Coming of age is always difficult. It requires patience and introspection. It is uncomfortable, unpleasant, awkward, and is in many ways unending. But, it offers a unique opportunity to remake and improve information architecture in the face of change and to prepare for the next tools, technologies, and even modalities altering both the digital and physical landscapes.

This means making hard choices and invariably suffering missteps and setbacks. But when the IA community comes through it, it’ll be older and wiser with a better understanding and control of its body (the practice and field of information architecture). Then IA can start realizing the unmet potential of its youth. So what is the path ahead?

Define information architecture not as a concept, but as a practice and a field

For me, the highlight of the 2013 IA Summit occurred before the opening keynote. It was the pre-conference workshop, Academics and Practitioners Round Table: Reframing Information Architecture, moderated by current Information Architecture Institute president Andrea Resmini. The all-day session consisted of 30+ information architects working to identify the requirements that would lay the foundation for a common language, grammar, and poetics for IA.

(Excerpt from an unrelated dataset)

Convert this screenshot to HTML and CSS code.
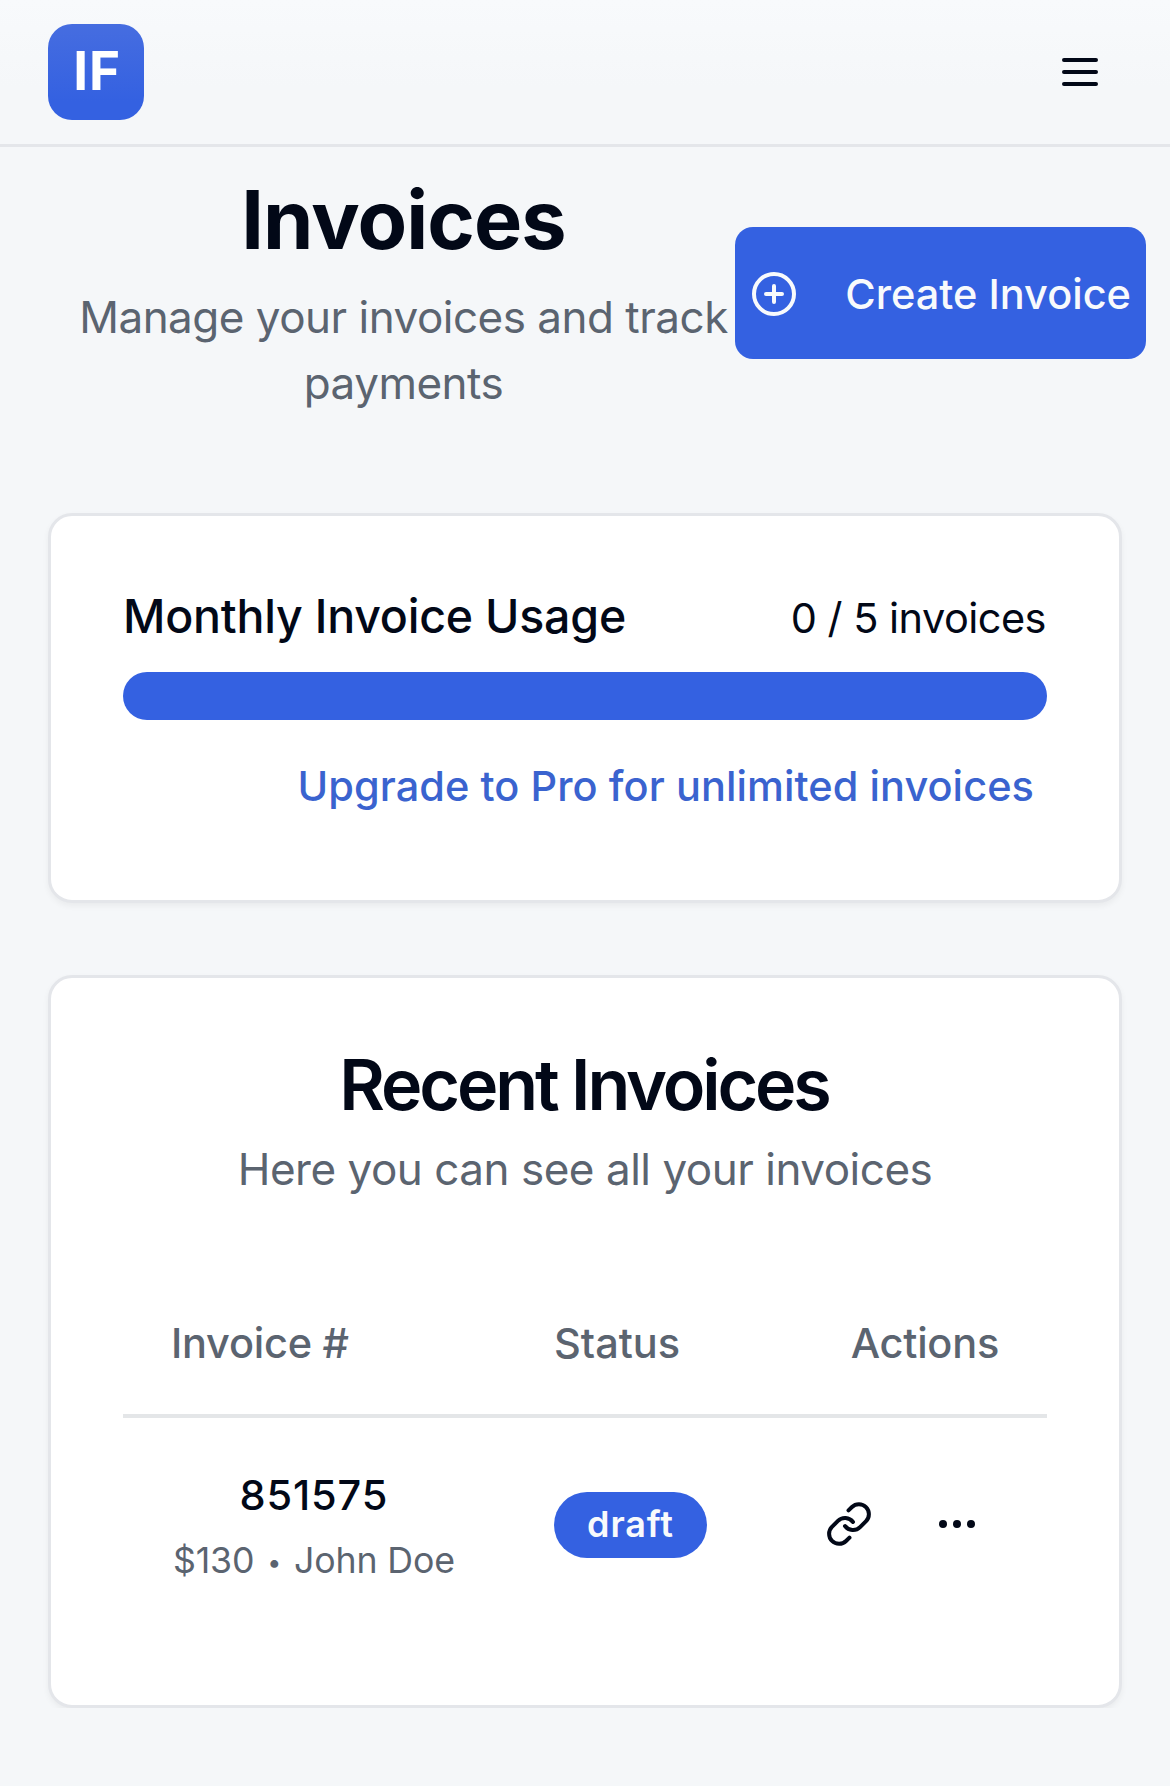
FILE: index.html
```html
<!DOCTYPE html>
<html lang="en">
<head>
    <meta charset="UTF-8">
    <meta name="viewport" content="width=device-width, initial-scale=1.0">
    <title>Invoices</title>
    <link rel="stylesheet" href="styles.css">
</head>

<body>
    <header>
        <a class="logo" href="#">IF</a>
        <button class="menu-button" aria-label="Menu">
            <svg class="icon" viewBox="0 0 24 24"><path d="M4 6h16M4 12h16M4 18h16"/></svg>
        </button>
    </header>

    <main>
        <div class="page-head">
            <div class="page-title">
                <h1>Invoices</h1>
                <p>Manage your invoices and track<br>payments</p>
            </div>
            <a class="create-button" href="#">
                <svg class="icon" viewBox="0 0 24 24"><circle cx="12" cy="12" r="10"/><path d="M8 12h8M12 8v8"/></svg>
                <span>Create Invoice</span>
            </a>
        </div>

        <section class="card usage">
            <div class="usage-head">
                <h2>Monthly Invoice Usage</h2>
                <span class="count">0 / 5 invoices</span>
            </div>
            <div class="bar"></div>
            <a class="upgrade" href="#">Upgrade to Pro for unlimited invoices</a>
        </section>

        <section class="card recent">
            <h2>Recent Invoices</h2>
            <p>Here you can see all your invoices</p>
            <table>
                <thead>
                    <tr>
                        <th class="col-invoice">Invoice #</th>
                        <th class="col-status">Status</th>
                        <th class="col-actions">Actions</th>
                    </tr>
                </thead>
                <tbody>
                    <tr>
                        <td>
                            <div class="invoice">
                                <div class="number">851575</div>
                                <div class="client">$130 <span class="dot">•</span> John Doe</div>
                            </div>
                        </td>
                        <td><span class="badge">draft</span></td>
                        <td>
                            <div class="actions">
                                <button aria-label="Copy link">
                                    <svg class="icon" viewBox="0 0 24 24"><path d="M10 13a5 5 0 0 0 7.54.54l3-3a5 5 0 0 0-7.07-7.07l-1.72 1.71"/><path d="M14 11a5 5 0 0 0-7.54-.54l-3 3a5 5 0 0 0 7.07 7.07l1.71-1.71"/></svg>
                                </button>
                                <button aria-label="More">
                                    <svg class="icon" viewBox="0 0 24 24"><circle cx="5" cy="12" r="1"/><circle cx="12" cy="12" r="1"/><circle cx="19" cy="12" r="1"/></svg>
                                </button>
                            </div>
                        </td>
                    </tr>
                </tbody>
            </table>
        </section>
    </main>
</body>
</html>
```
FILE: styles.css
```css
* {
    box-sizing: border-box;
}

body {
    margin: 0;
    font-family: Inter, "Liberation Sans", sans-serif;
    color: #020817;
    background-color: #f5f7f9;
}

h1, h2, p {
    margin: 0;
}

a {
    text-decoration: none;
}

button {
    display: flex;
    align-items: center;
    justify-content: center;
    padding: 0;
    border: 0;
    background: none;
    color: inherit;
}

.icon {
    display: block;
    flex: none;
    width: 48px;
    height: 48px;
    fill: none;
    stroke: currentColor;
    stroke-width: 2;
    stroke-linecap: round;
    stroke-linejoin: round;
}

header {
    display: flex;
    align-items: center;
    justify-content: space-between;
    height: 147px;
    padding: 0 42px 0 48px;
    border-bottom: 3px solid #e4e6ea;
    background: linear-gradient(#f8fafc, #f5f7f9 60%);
}

.logo {
    display: flex;
    align-items: center;
    justify-content: center;
    width: 96px;
    height: 96px;
    padding: 0 0 2px 2px;
    border-radius: 24px;
    background: linear-gradient(#466de0, #3461e1 80%);
    color: #fff;
    font-size: 53px;
    font-weight: 700;
    letter-spacing: 0.8px;
}

.menu-button {
    width: 96px;
    height: 96px;
}

.page-head {
    display: flex;
    align-items: center;
    padding: 25px 24px 0 72px;
}

.page-title {
    flex: 1;
    text-align: center;
    white-space: nowrap;
}

.page-title h1 {
    margin-bottom: 16px;
    font-size: 81px;
    font-weight: 700;
    line-height: 96px;
    letter-spacing: -0.9px;
}

.page-title p {
    font-size: 44px;
    line-height: 66px;
    letter-spacing: -0.5px;
    color: #5b6470;
}

.create-button {
    display: flex;
    align-items: center;
    justify-content: space-between;
    width: 411px;
    height: 132px;
    margin-bottom: 3px;
    padding: 2px 15px 0;
    border-radius: 18px;
    background: #3461e1;
    color: #f8fafc;
    font-size: 41.5px;
    font-weight: 500;
    white-space: nowrap;
}

.card {
    margin: 0 48px;
    padding: 72px;
    border: 3px solid #e4e6ea;
    border-radius: 24px;
    background: #fff;
    box-shadow: 0 3px 6px rgba(0, 0, 0, 0.05);
}

.usage {
    margin-top: 97px;
    padding-bottom: 84px;
}

.usage-head {
    display: flex;
    align-items: baseline;
    justify-content: space-between;
    height: 56px;
    margin-bottom: 28px;
    line-height: 56px;
    white-space: nowrap;
}

.usage-head h2 {
    font-size: 46.5px;
    font-weight: 500;
    letter-spacing: -0.22px;
}

.count {
    padding-right: 1px;
    font-size: 41.5px;
    letter-spacing: -0.53px;
}

.bar {
    height: 48px;
    border-radius: 24px;
    background: #3461e1;
}

.upgrade {
    display: block;
    margin-top: 36px;
    padding-right: 13px;
    font-size: 41.5px;
    font-weight: 500;
    line-height: 60px;
    letter-spacing: 0.06px;
    text-align: right;
    white-space: nowrap;
    color: #3a63cf;
}

.recent {
    margin-top: 72px;
    text-align: center;
}

.recent h2 {
    padding-right: 2px;
    font-size: 70px;
    font-weight: 600;
    line-height: 70px;
    letter-spacing: -3.1px;
}

.recent p {
    margin-top: 16px;
    font-size: 44px;
    line-height: 66px;
    letter-spacing: -0.48px;
    color: #5b6470;
}

table {
    width: 100%;
    margin-top: 70px;
    border-collapse: collapse;
    table-layout: fixed;
}

th, td {
    padding: 0 48px;
    text-align: left;
    white-space: nowrap;
}

th {
    height: 144px;
    border-bottom: 4px solid #e4e6e8;
    font-size: 41.5px;
    font-weight: 500;
    letter-spacing: -0.25px;
    color: #5b6470;
}

td {
    height: 217px;
}

.col-invoice {
    width: 383px;
}

.col-status {
    width: 250px;
    letter-spacing: 0;
}

.col-actions {
    padding-left: 0;
    text-align: right;
}

td:last-child {
    padding-left: 0;
}

.invoice {
    display: inline-block;
    padding-left: 2px;
    text-align: center;
}

.number {
    margin-bottom: 8px;
    font-size: 41.5px;
    font-weight: 500;
    line-height: 60px;
    letter-spacing: 0.85px;
}

.client {
    font-size: 35.7px;
    line-height: 54px;
    letter-spacing: -0.15px;
    color: #5b6470;
}

.dot {
    margin: 0 3px;
    font-size: 25px;
    line-height: 1;
    vertical-align: 2px;
}

.badge {
    display: block;
    width: 153px;
    height: 66px;
    margin-bottom: 2px;
    border-radius: 33px;
    background: #3461e1;
    color: #f8fafc;
    font-size: 36px;
    font-weight: 600;
    line-height: 65px;
    letter-spacing: 0.9px;
    text-align: center;
}

.actions {
    display: flex;
    justify-content: flex-end;
    gap: 24px;
    padding-bottom: 4px;
}

.actions button {
    width: 84px;
    height: 84px;
}
```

While the proceedings of the workshop will be published in the Journal of Information Architecture, the real work will begin when the larger community comes together to define and formalize itself. This necessarily includes:

  • Defining what is and is not information architecture
  • Identifying and documenting the major IA schools of thought
  • Mapping out and understanding how IA relates to sibling (such as usability, information design), parent (such as architecture, library science) and extended-family (such as psychology, linguistics) fields
  • Agreeing on a basic timeline for information architecture’s intellectual history, including formative events that pre-date the emergence of the field as well as key technological and cultural events that shaped it
  • Codifying information architecture best practices and developing standards around key artifacts
  • Formalizing the requisite background, training, skills, and certifications for practitioners and then defining the various roles within IA, noting which overlap with other fields and how

Here it should be noted that individual IA practitioners, organizations, and programs have made strides in addressing the above. But until there is a confluence from across the information architecture community, these will be little more than outposts in the wild and may even promote schisms within the community.

Accepting some basic truths about the practice of information architecture

The larger discussion around remaking information architecture also includes coming to consensus around some important concepts that every information architect needs to understand. These are discussed in my April 17, 2013, Aquilent (my employer) blog post 2013 IA Summit Themes but are summarized here:

  • You cannot control device usage. Device usage will change and evolve faster than we can keep up, and it is a fool’s errand trying to predict or determine how users access content.
  • You cannot control content. Syndication and content reuse ensure that content takes on a life of its own, so it’s essential to understand and leverage taxonomy and metadata.
  • You cannot control meaning. It is not inherent or discrete and can’t be turned on and off; information architects can only share meaning and should consider a meaning-first approach.
  • To serve the users you must serve the content. Understand and leverage syndication, promote content longevity and usefulness, and consider targeted, accidental, and future audiences.
  • Sometimes you’re the architect, but often you’re the builder. We cannot always do dramatic and innovative work, but remember, the best information architecture is invisible.

There are, of course, many other concepts that are essential to the practice and field of information architecture will be identified and defined as its adolescence continues.

The time is now…

With the IA Summit turning 13 and information architecture in a time of adolescent turmoil and transformation, it seems clear that the timing is right to define and formalize both the practice and field of information architecture.

Heading into the 2014 IA Summit, members of the community need to open their minds and roll up their sleeves for the difficult, awkward, and emotional work ahead. And they should do so knowing that once information architecture enters its adulthood, it will open up new world of influence and opportunity.

Put another way – and paraphrasing B&A founder Christina Wodtke – be bold, take risks, and fail spectacularly. Now is the time to clearly define and state the communities’ vision for information architecture then set out to realize it.

2 comments

  1. IA is only one facet of the user experience, albeit an important one. Trying to make it something more than it’s not serves only to confuse those trying work more collaboratively to develop a better user experience, and ultimately, customer experience.

  2. I pretty much accept the notion that user experience is a comfortable umbrella, that we should all ‘hug in there.’ nonetheless, calls to action as raised by Jeff have unquestionable potential in improving the capacity and warmth of individual ‘practices.’